CC: Uma possibilidade que tem sido aventada por aliados de Temer é a desconstitucionalização das regras eleitorais. Como o senhor vê essa possibilidade de aprovar uma reforma política por projeto de lei, e não por emenda à Constituição?
HF: É inaceitável. Um pacto de sistema eleitoral é o coração do poder, da democracia. Por isso, a maior parte das regras eleitorais só pode ser mudada com alterações na Constituição. É preciso ter estabilidade em determinadas regras e mudanças exigem uma pactuação grande.

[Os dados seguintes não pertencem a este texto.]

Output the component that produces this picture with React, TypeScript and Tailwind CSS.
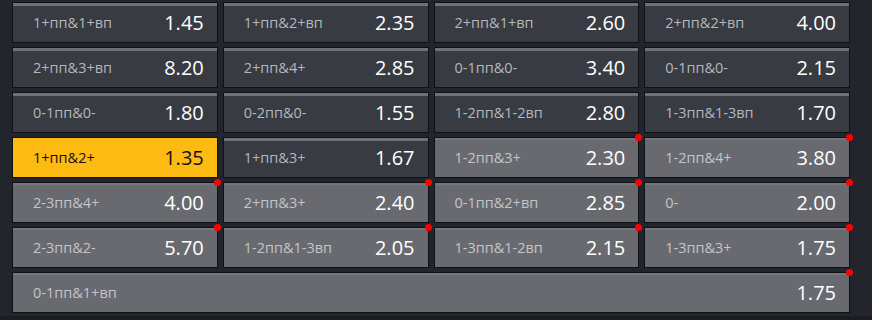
import React from 'react';

type Kind = 'dark' | 'light' | 'active';

interface Odd {
  label: string;
  value: string;
  kind: Kind;
  dot?: boolean;
}

const rows: Odd[][] = [
  [
    { label: '1+пп&1+вп', value: '1.45', kind: 'dark' },
    { label: '1+пп&2+вп', value: '2.35', kind: 'dark' },
    { label: '2+пп&1+вп', value: '2.60', kind: 'dark' },
    { label: '2+пп&2+вп', value: '4.00', kind: 'dark' },
  ],
  [
    { label: '2+пп&3+вп', value: '8.20', kind: 'dark' },
    { label: '2+пп&4+', value: '2.85', kind: 'dark' },
    { label: '0-1пп&0-', value: '3.40', kind: 'dark' },
    { label: '0-1пп&0-', value: '2.15', kind: 'dark' },
  ],
  [
    { label: '0-1пп&0-', value: '1.80', kind: 'dark' },
    { label: '0-2пп&0-', value: '1.55', kind: 'dark' },
    { label: '1-2пп&1-2вп', value: '2.80', kind: 'dark' },
    { label: '1-3пп&1-3вп', value: '1.70', kind: 'dark' },
  ],
  [
    { label: '1+пп&2+', value: '1.35', kind: 'active' },
    { label: '1+пп&3+', value: '1.67', kind: 'dark' },
    { label: '1-2пп&3+', value: '2.30', kind: 'light', dot: true },
    { label: '1-2пп&4+', value: '3.80', kind: 'light', dot: true },
  ],
  [
    { label: '2-3пп&4+', value: '4.00', kind: 'light', dot: true },
    { label: '2+пп&3+', value: '2.40', kind: 'light', dot: true },
    { label: '0-1пп&2+вп', value: '2.85', kind: 'light', dot: true },
    { label: '0-', value: '2.00', kind: 'light', dot: true },
  ],
  [
    { label: '2-3пп&2-', value: '5.70', kind: 'light', dot: true },
    { label: '1-2пп&1-3вп', value: '2.05', kind: 'light', dot: true },
    { label: '1-3пп&1-2вп', value: '2.15', kind: 'light', dot: true },
    { label: '1-3пп&3+', value: '1.75', kind: 'light', dot: true },
  ],
];

const kindClass: Record<Kind, string> = {
  dark: 'bg-[#383b42] shadow-[inset_0_3px_0_#6f7176]',
  light: 'bg-[#686a70] shadow-[inset_0_2px_0_#74767b]',
  active: 'bg-[#fdba13]',
};

// single odds button
const Cell: React.FC<{ odd: Odd; wide?: boolean }> = ({ odd, wide }) => {
  const active = odd.kind === 'active';
  return (
    <div
      className={`relative flex h-[41px] items-center justify-between border border-[#101114] pl-[20px] pr-[13px] ${kindClass[odd.kind]} ${wide ? 'col-span-4' : ''}`}
    >
      <span
        className={`text-[14.5px] ${active ? 'text-[#111]' : odd.kind === 'light' ? 'text-[#c3c5c8]' : 'text-[#b4b7bc]'}`}
      >
        {odd.label}
      </span>
      <span className={`pt-[1px] text-[20px] ${active ? 'text-[#111]' : 'text-white'}`}>{odd.value}</span>
      {odd.dot && (
        <span className="absolute -right-[4px] -top-[4px] h-[7px] w-[7px] rounded-full bg-[#ff0000]" />
      )}
    </div>
  );
};

export default function App() {
  return (
    <div
      className="h-[320px] w-[872px] bg-[#1b1d21]"
      style={{ fontFamily: '"Open Sans", "Noto Sans", sans-serif' }}
    >
      <div className="h-[316px] bg-[#22252b] pl-[12px] pt-[2px]">
        <div className="grid w-[838px] grid-cols-4 gap-x-[5px] gap-y-[4px]">
          {rows.flat().map((odd, i) => (
            <Cell key={i} odd={odd} />
          ))}
          <Cell odd={{ label: '0-1пп&1+вп', value: '1.75', kind: 'light', dot: true }} wide />
        </div>
      </div>
    </div>
  );
}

“O Parlamentarismo significaria o Brasil
ter sido presidido
por Eduardo Cunha”

CC: E a volta dos debates sobre o Parlamentarismo?
HF: Sou totalmente contrário. O Parlamentarismo significaria o Brasil ter sido presidido por Eduardo Cunha. Mostra bem o que seria esse sistema no Brasil, lembrando todos os métodos que ele utilizou para construir a maioria na Câmara. Seria retirar o voto direto do povo brasileiro para escolher seu presidente e transferi-lo para intermediários. Boa parte desses parlamentares tem baixa credibilidade. Até por isso sou autor de emendas constitucionais para exigir a convocação de novas eleições assim que houver vacância da Presidência.

Em meu projeto, se a vacância ocorrer a menos de um ano e meio do fim do mandato, chamamos novas eleições e o País passaria a ser governado temporariamente pelo presidente do Supremo ou do Parlamento. O restante do tempo de mandato seria incorporado ao tempo do novo mandato. Imagine que o Temer fosse cassado, e ainda resta um ano e nove meses de mandato. O presidente eleito cumpriria esse tempo e também os quatro anos seguintes. Um ano na Presidência pode ser um tempo valioso, visto o estrago que Temer tem feito no curto período no poder.

CC: O senhor concorda com o fim dos cargos de vice no Executivo, como foi proposto por Cândido?
HF: Acho positivo. A história recente do Brasil mostra muitos vices conspiradores. O mais atual deles chama-se Michel Temer. É muito poder na mão de um político que pode desestabilizar o voto da população. Por mais que alguém tente dizer que Temer recebeu votos na campanha de Dilma, na democracia de fato, sem contarmos a filigrana jurídica, a população escolhe apenas o candidato ao Executivo.